The Mystical Rebirth

The beginning of this manifesto springs forth from the burial ground of all previous manifestos on urbanism. This lofty claim may seem as a reincarnation of Tomasso Marinetti’s arrogance, quite the avant-garde who exactly 100 years ago led the Italian Futurist movement. Au contraire! while I do borrow the rant-like passion of many modernist unfurling a range of manifestos over the last century, so categorically enshrined in Ulrich Conrad’s book Programs and Manifestos on the 20-th Century Architecture, the thesis I present here is not a romantic claim to some higher truth regarding how cities should be, nor this manifesto is a collection of “rational” metric-based resilience manual being produced now-a-days like ones such as the City Resilience Framework by the Rockefeller Foundation and Arup. Whatever happened to “Whatever Happened to urbanism”, the passionate call Rem Koolhaas made in 1995 to “…imagine 1,001 other concepts of the city”…? Even though everyday “this-city” and “that-city” do populate our media with ever astounding picturesqueness appealing to our imagination and with plethora of rational struts holding its narrative, what I hope to show by the end of this essay is that conceptions of these city has not been grounded on any epistemologically different framework as necessary for our times. Rather the ghosts of modernity (and post-modernity) have been re-shrouded, cloaked in neomanic forms that provide spectacle yet are not any different substance-wise. This is no mere accident, this is deeply emblematic of how we think about urbanity, but even before that how we think about ourselves. The narrative of humanity has to be re-phrased, the past has to be made malleable, and the present scrutinized from the exterior and interior to begin thinking about urbanism that reflects the cumulative advancement of human thought and wisdom. This process of radically re-situating urbanism is no longer a luxury but rather an existential necessity to re-think our path towards what is to be the “Urban Century”. This manifesto will place the concept of antifragility at the core of such a re-situational process, the “mystical rebirth” of urbanism (borrowing the term from Superstudio’s 12 Cautionary Tales for Christmas, a scathing critical rendition of urbanism unfolding during high modernism). Even a cursory glance around the world reveals that we have been exceptionally successful in realizing the 12 dystopias described therein.

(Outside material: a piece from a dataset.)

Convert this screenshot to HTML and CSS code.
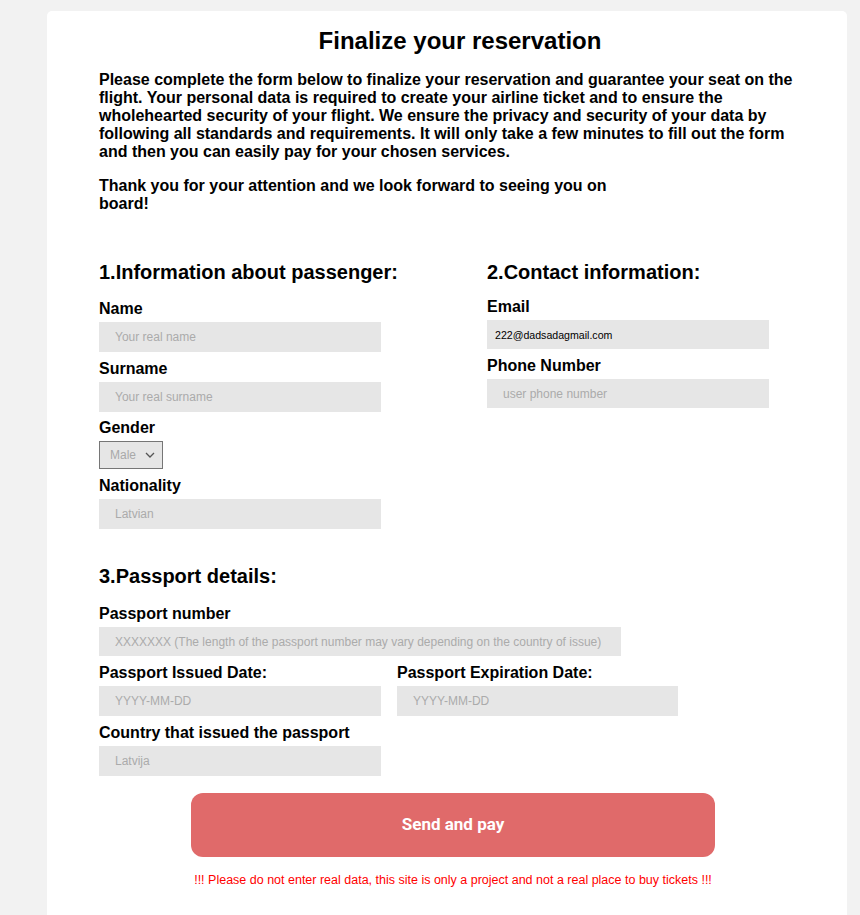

Before going any further, one must be made aware that there are certain typological deviations, not as stylistic innovation but rather to redefine the role of manifestos in the first place. Manifestos have failed so far because they were ego-driven impressionistic analysis and romanticized prophetic theories. This re-oriented manifesto shall avoid the allure of any such definitions and not cast urbanism as a product, a theoretical treatise nor a set of discrete principles that can be replicated but rather shall aim to create a ground to bring in conceptual change allowing radical reflections and formations of new research agenda, to foster behavioral changes for individual agents of the built environment and to incept an unpredictable non-linear sequence of events that culminate towards the dissemination of the idea of antifragility and aid the evolution of urbanism in its light. The disjunction and the ambiguity of the narrative are intentional and necessary. There is no claim to ‘truth’ made here, just intimations at what would be beneficial. It is mutable, open to further tinkering, thereby benefiting from any criticism aimed at it; unlike the demagogic proclamations of the last century. Rather, this manifesto is a series of beginnings, it is just an opening act.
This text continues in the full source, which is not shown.